Ontologically Represented Topics
    Since ontological word phrases are used to ground the topic modeling process, topics are also represented by an
ontological structure. Topics are implicitly linked into the ontological structure, along with documents. The IPCC
reports have citation information for each chapter in the report. In our work we built a topic model for the citations and
another topic model for the reports. We used the ontology as a means for conveying how the two topic models were
related to each other using the topics generated from the two different models as a bridge between the two models. For
example, Figure 5 shows a set of common concepts from two mapped topics captured ontologically.

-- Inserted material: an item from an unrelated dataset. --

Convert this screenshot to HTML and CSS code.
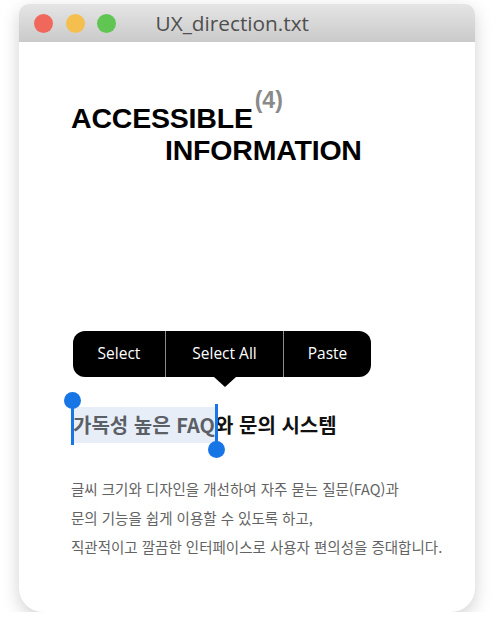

Ontologically Represented Social Networks
    Since we captured the citation information ontologically, we can use this information to discover interesting social
communities. For example, a class in the ontology called ‘Publication’ can have many ‘Authors’. When a number of
authors are referenced together across multiple publications, this can give insight into a social relationship between
these authors. Specifically, if the same authors are cited in three different chapters that relate to ‘Black Carbon’, these
authors form a relationship with a common node concept ‘Black Carbon’. The ontology can also be used to observe
social networks given the relationships between authors that cite authors that are also cited in the same chapter.
    Figure 6 shows an example in which ‘Callaghan’ was an author in a paper cited in one chapter and author ‘Abbs’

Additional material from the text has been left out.